§ Task objective:
Check the listing below line by line and report how many lines hold "full", with no other words.

(Rows from a dataset of pages and code)
BEGIN
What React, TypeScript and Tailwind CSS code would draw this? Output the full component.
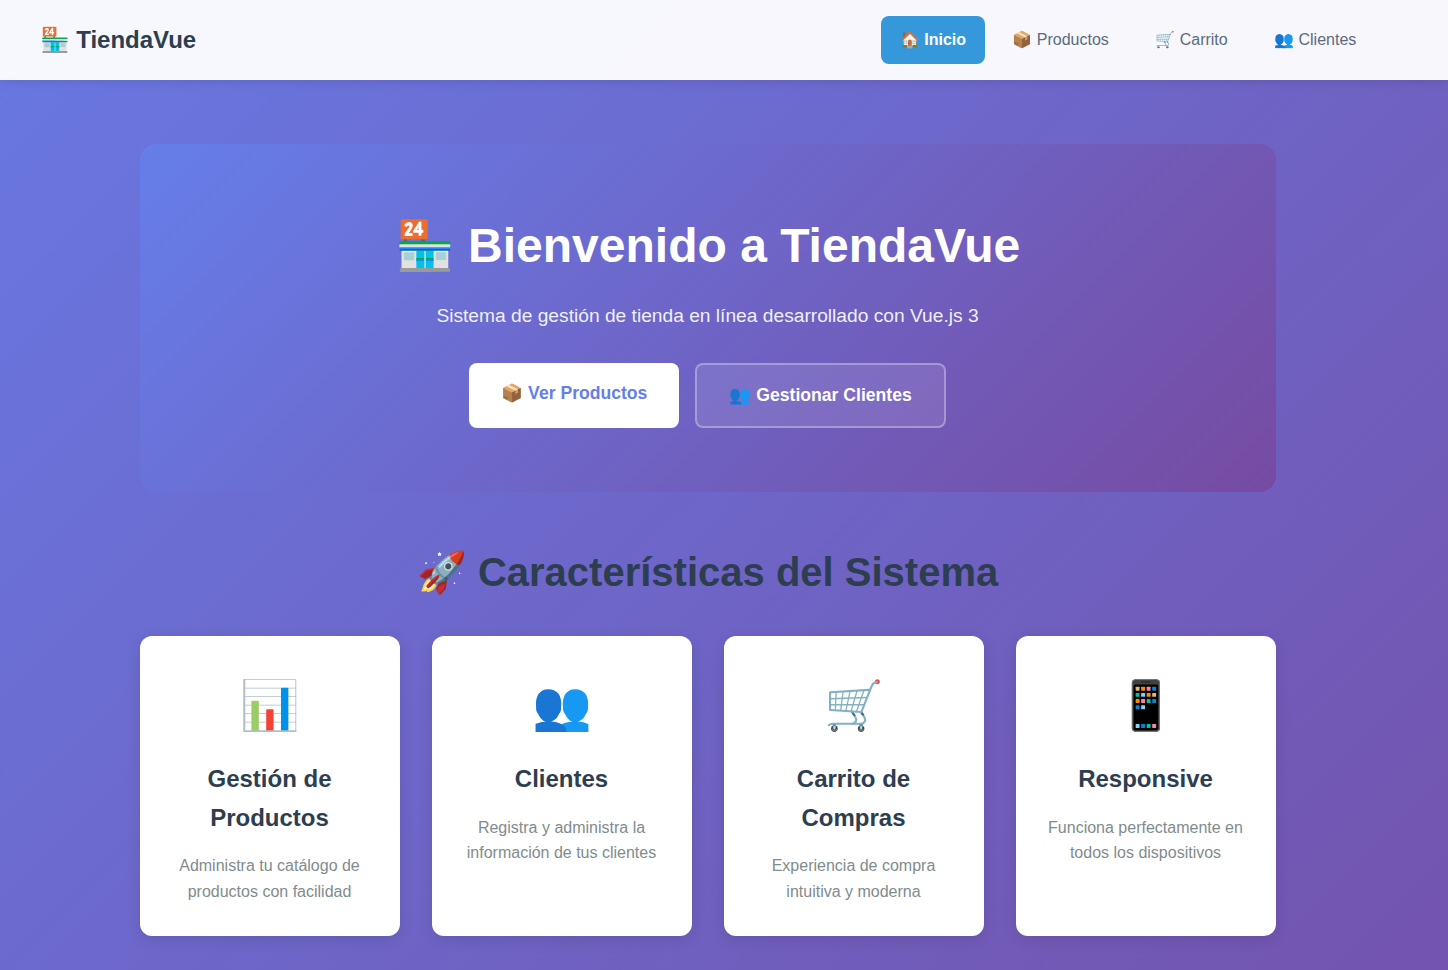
const features = [
  {
    icon: "📊",
    title: "Gestión de Productos",
    text: "Administra tu catálogo de productos con facilidad",
  },
  {
    icon: "👥",
    title: "Clientes",
    text: "Registra y administra la información de tus clientes",
  },
  {
    icon: "🛒",
    title: "Carrito de Compras",
    text: "Experiencia de compra intuitiva y moderna",
  },
  {
    icon: "📱",
    title: "Responsive",
    text: "Funciona perfectamente en todos los dispositivos",
  },
]

const links = [
  { label: "🏠 Inicio", active: true },
  { label: "📦 Productos", active: false },
  { label: "🛒 Carrito", active: false },
  { label: "👥 Clientes", active: false },
]

function Navbar() {
  return (
    <nav className="h-20 bg-white/95 shadow-[0_2px_10px_rgba(0,0,0,0.1)]">
      <div className="flex h-full w-[1415px] items-center justify-between px-[39.5px]">
        <div className="text-2xl font-bold text-[#2c3e50]">🏪 TiendaVue</div>
        <ul className="flex items-center gap-2">
          {links.map((link) => (
            <li key={link.label}>
              <a
                className={
                  link.active
                    ? "block rounded-lg bg-[#3498db] px-[19.2px] py-3 font-semibold text-white"
                    : "block rounded-lg px-[19.2px] py-3 font-normal text-[#5a6c7d]"
                }
              >
                {link.label}
              </a>
            </li>
          ))}
        </ul>
      </div>
    </nav>
  )
}

function Hero() {
  return (
    <section className="rounded-2xl bg-[linear-gradient(135deg,#667eea_0%,#764ba2_100%)] px-8 py-16 text-center text-white">
      <h1 className="mb-4 text-5xl/[1.6] font-bold">🏪 Bienvenido a TiendaVue</h1>
      <p className="mb-[31.9px] text-[19.2px]/[1.6] opacity-90">
        Sistema de gestión de tienda en línea desarrollado con Vue.js 3
      </p>
      <div className="flex justify-center gap-4">
        <a className="block rounded-lg bg-white px-8 py-4 text-[17.6px]/[1.6] font-semibold text-[#667eea]">
          📦 Ver Productos
        </a>
        <a className="block rounded-lg border-2 border-white/30 bg-white/10 px-8 py-4 text-[17.6px]/[1.6] font-semibold text-white">
          👥 Gestionar Clientes
        </a>
      </div>
    </section>
  )
}

function FeatureCard({ icon, title, text }: { icon: string; title: string; text: string }) {
  return (
    <div className="rounded-xl bg-white p-8 text-center shadow-[0_4px_15px_rgba(0,0,0,0.1)]">
      <div className="mb-4 text-5xl/[1.6]">{icon}</div>
      <h3 className="mb-4 text-2xl/[1.6] font-semibold text-[#2c3e50]">{title}</h3>
      <p className="text-base/[1.6] text-[#7f8c8d]">{text}</p>
    </div>
  )
}

export default function App() {
  return (
    <div className="min-h-[970px] bg-[linear-gradient(135deg,#6878e2_0%,#764ba2_100%)] bg-[length:100%_1552px] font-['Liberation_Sans',sans-serif]">
      <Navbar />
      <div className="w-[1415px]">
        <main className="mx-auto max-w-[1200px] px-8 py-16">
          <Hero />
          <section className="mt-12">
            <h2 className="mb-8 text-center text-[40px]/[1.6] font-bold text-[#2c3e50]">
              🚀 Características del Sistema
            </h2>
            <div className="grid grid-cols-4 gap-8">
              {features.map((feature) => (
                <FeatureCard key={feature.title} {...feature} />
              ))}
            </div>
          </section>
        </main>
      </div>
    </div>
  )
}
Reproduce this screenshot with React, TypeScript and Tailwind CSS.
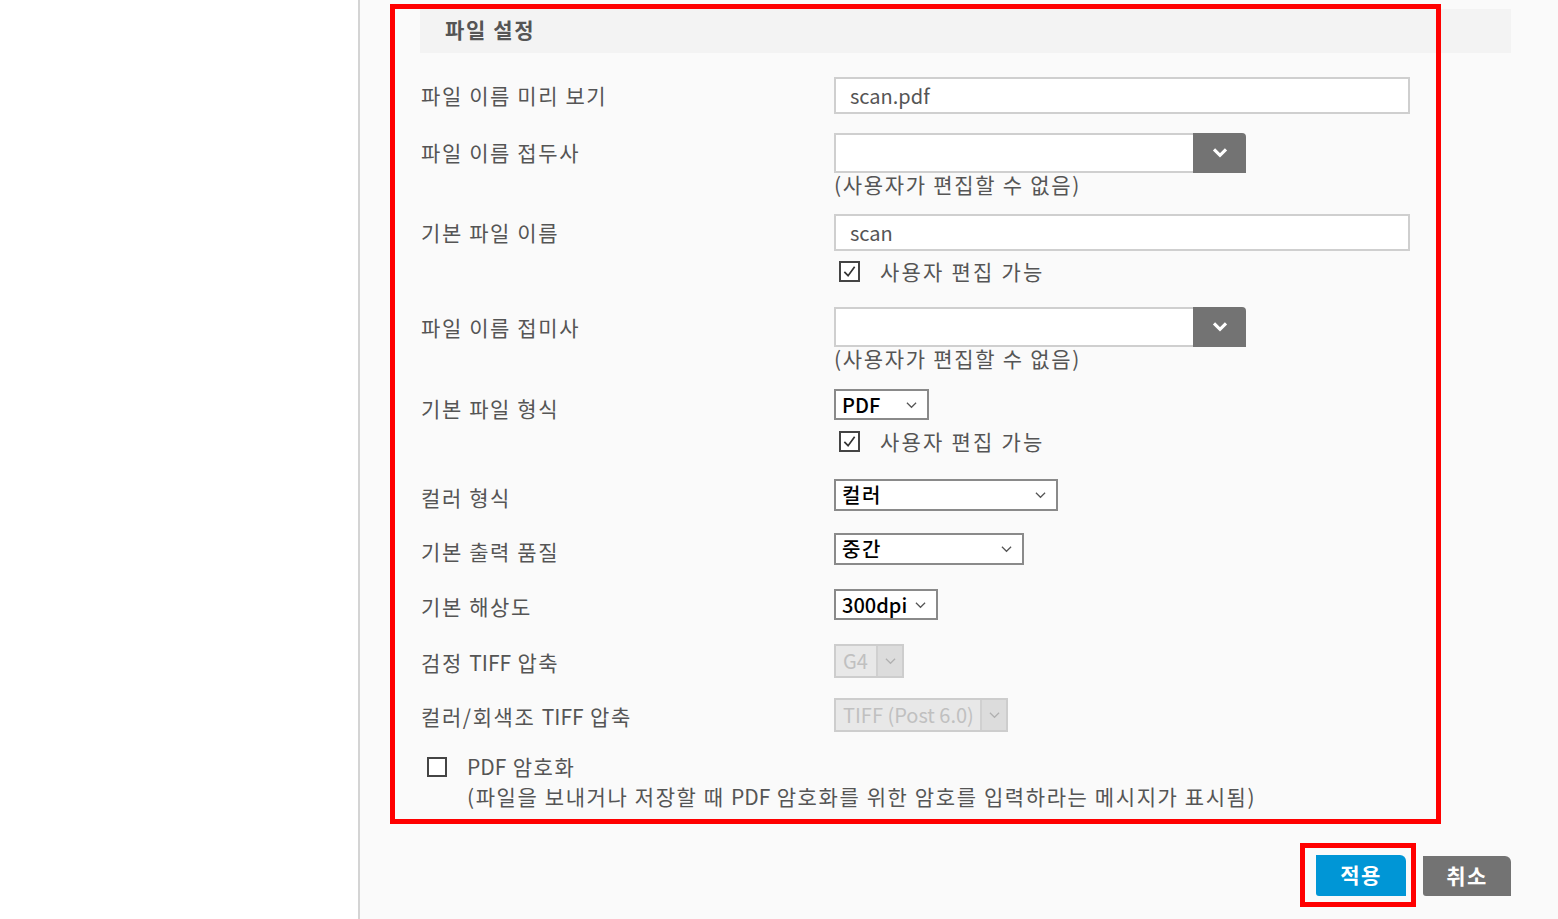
import React from 'react';

const font = "font-['Noto_Sans_CJK_KR','Noto_Sans',sans-serif]";

// korean glyphs in the original are wider than Noto's, latin words are not
function Ko({ text }: { text: string }) {
  const parts = text.split(/(PDF|TIFF)/);
  return (
    <>
      {parts.map((p, i) =>
        p === 'PDF' || p === 'TIFF' ? (
          <span key={i} className="tracking-normal">{p}</span>
        ) : (
          <span key={i}>{p}</span>
        )
      )}
    </>
  );
}

function Chevron({ className = '' }: { className?: string }) {
  return (
    <svg viewBox="0 0 12 8" className={className} fill="none">
      <polyline points="1,1.5 6,6.5 11,1.5" stroke="currentColor" strokeWidth="1.3" />
    </svg>
  );
}

function Check({ checked }: { checked?: boolean }) {
  return (
    <div className="w-[21px] h-[21px] border-2 border-[#444] bg-white flex items-center justify-center">
      {checked && (
        <svg viewBox="0 0 16 16" className="w-[15px] h-[15px]" fill="none">
          <polyline points="2.5,8.5 6.5,12.5 13.5,3" stroke="#333" strokeWidth="1.8" />
        </svg>
      )}
    </div>
  );
}

function Label({ text, h, pt = 'pt-[4px]' }: { text: string; h: string; pt?: string }) {
  return (
    <div className={`w-[414px] shrink-0 pl-[1px] flex items-center ${h} ${pt}`}>
      <span className="text-[21px] leading-none text-[#555] tracking-[1.6px]">
        <Ko text={text} />
      </span>
    </div>
  );
}

function ComboBox() {
  return (
    <div className="flex w-[412px] h-[40px]">
      <div className="flex-1 border-2 border-r-0 border-[#cfcfcf] bg-white" />
      <div className="w-[53px] bg-[#737373] rounded-tr-[4px] flex items-center justify-center">
        <svg viewBox="0 0 14 10" className="w-[18px] h-[12px]" fill="none">
          <polyline points="2,2 7,7 12,2" stroke="white" strokeWidth="2.6" />
        </svg>
      </div>
    </div>
  );
}

function Select({ value, w, h, ko }: { value: string; w: string; h: string; ko?: boolean }) {
  return (
    <div className={`${w} ${h} border-2 border-[#8a8a8a] bg-white flex items-center pl-[6px] pr-[10px]`}>
      <span className={`flex-1 text-[20px] leading-none text-black font-medium ${ko ? 'tracking-[1.5px]' : ''}`}>
        {value}
      </span>
      <Chevron className="w-[11px] h-[8px] text-[#555]" />
    </div>
  );
}

function DisabledSelect({ value, w }: { value: string; w: string }) {
  return (
    <div className={`${w} h-[34px] border-2 border-[#cdcdcd] bg-[#e8e8e8] flex`}>
      <span className="flex-1 flex items-center pl-[7px] text-[20px] leading-none text-[#c0c0c0] whitespace-nowrap">
        {value}
      </span>
      <div className="w-[26px] border-l-2 border-[#d0d0d0] bg-[#dcdcdc] flex items-center justify-center">
        <Chevron className="w-[11px] h-[8px] text-[#b0b0b0]" />
      </div>
    </div>
  );
}

function Note() {
  return (
    <div className="text-[21px] leading-[22px] text-[#555] tracking-[1.7px] whitespace-nowrap">
      (사용자가 편집할 수 없음)
    </div>
  );
}

function Editable({ mt }: { mt: string }) {
  return (
    <div className={`flex items-center ${mt} h-[21px] pl-[5px]`}>
      <Check checked />
      <span className="ml-[20px] text-[21px] leading-none text-[#555] tracking-[2.2px] whitespace-nowrap">
        사용자 편집 가능
      </span>
    </div>
  );
}

export default function App() {
  return (
    <div className={`relative w-[1558px] h-[919px] flex bg-white overflow-hidden ${font}`}>
      <div className="w-[358px] shrink-0 bg-white" />
      <div className="w-[2px] shrink-0 bg-[#d4d4d4]" />
      <div className="flex-1 bg-[#fafafa] pl-[60px] pr-[47px]">
        <div className="mt-[9px] h-[44px] bg-[#f3f3f3] flex items-center pl-[25px] pb-[3px]">
          <span className="text-[21px] font-bold text-[#555] leading-none tracking-[1.6px]">파일 설정</span>
        </div>

        <div className="flex mt-[24px]">
          <Label text="파일 이름 미리 보기" h="h-[37px]" pt="pt-0" />
          <div className="w-[576px] h-[37px] border-2 border-[#cfcfcf] bg-white flex items-center pl-[14px] text-[20px] text-[#555]">
            scan.pdf
          </div>
        </div>

        <div className="flex mt-[19px]">
          <Label text="파일 이름 접두사" h="h-[39px]" pt="pt-0" />
          <div className="flex flex-col">
            <ComboBox />
            <Note />
          </div>
        </div>

        <div className="flex mt-[19px]">
          <Label text="기본 파일 이름" h="h-[37px]" pt="pt-0" />
          <div className="flex flex-col">
            <div className="w-[576px] h-[37px] border-2 border-[#cfcfcf] bg-white flex items-center pl-[14px] text-[20px] text-[#555]">
              scan
            </div>
            <Editable mt="mt-[10px]" />
          </div>
        </div>

        <div className="flex mt-[25px]">
          <Label text="파일 이름 접미사" h="h-[40px]" pt="pt-0" />
          <div className="flex flex-col">
            <ComboBox />
            <Note />
          </div>
        </div>

        <div className="flex mt-[20px]">
          <Label text="기본 파일 형식" h="h-[30px]" pt="pt-[8px]" />
          <div className="flex flex-col">
            <Select value="PDF" w="w-[95px]" h="h-[31px]" />
            <Editable mt="mt-[11px]" />
          </div>
        </div>

        <div className="flex mt-[27px]">
          <Label text="컬러 형식" h="h-[32px]" pt="pt-[4px]" />
          <Select value="컬러" w="w-[224px]" h="h-[32px]" ko />
        </div>

        <div className="flex mt-[22px]">
          <Label text="기본 출력 품질" h="h-[32px]" pt="pt-[4px]" />
          <Select value="중간" w="w-[190px]" h="h-[32px]" ko />
        </div>

        <div className="flex mt-[24px]">
          <Label text="기본 해상도" h="h-[31px]" pt="pt-[4px]" />
          <Select value="300dpi" w="w-[104px]" h="h-[31px]" />
        </div>

        <div className="flex mt-[24px]">
          <Label text="검정 TIFF 압축" h="h-[34px]" pt="pt-[2px]" />
          <DisabledSelect value="G4" w="w-[70px]" />
        </div>

        <div className="flex mt-[20px]">
          <Label text="컬러/회색조 TIFF 압축" h="h-[34px]" pt="pt-[2px]" />
          <DisabledSelect value="TIFF (Post 6.0)" w="w-[174px]" />
        </div>

        <div className="flex mt-[19px] pl-[7px]">
          <div className="pt-[6px]">
            <div className="w-[20px] h-[20px] border-2 border-[#444] bg-white" />
          </div>
          <div className="ml-[20px] text-[21px] leading-[30px] text-[#555] tracking-[1.6px] whitespace-nowrap">
            <div>
              <Ko text="PDF 암호화" />
            </div>
            <div>
              <Ko text="(파일을 보내거나 저장할 때 PDF 암호화를 위한 암호를 입력하라는 메시지가 표시됨)" />
            </div>
          </div>
        </div>

        <div className="flex justify-end gap-[17px] mt-[44px]">
          <button className="w-[90px] h-[41px] bg-[#0096d6] rounded-tr-[6px] rounded-bl-[3px] text-white font-bold text-[21px] leading-none tracking-[1.5px] pb-[2px]">
            적용
          </button>
          <button className="w-[88px] h-[40px] mt-[1px] bg-[#737373] rounded-tr-[6px] rounded-bl-[3px] text-white font-bold text-[21px] leading-none tracking-[1.5px] pb-[2px]">
            취소
          </button>
        </div>
      </div>

      <div className="absolute left-[390px] top-[4px] w-[1051px] h-[820px] border-[5px] border-[#ff0000] pointer-events-none" />
      <div className="absolute left-[1300px] top-[843px] w-[116px] h-[64px] border-[5px] border-[#ff0000] pointer-events-none" />
    </div>
  );
}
END
§ The solution:
2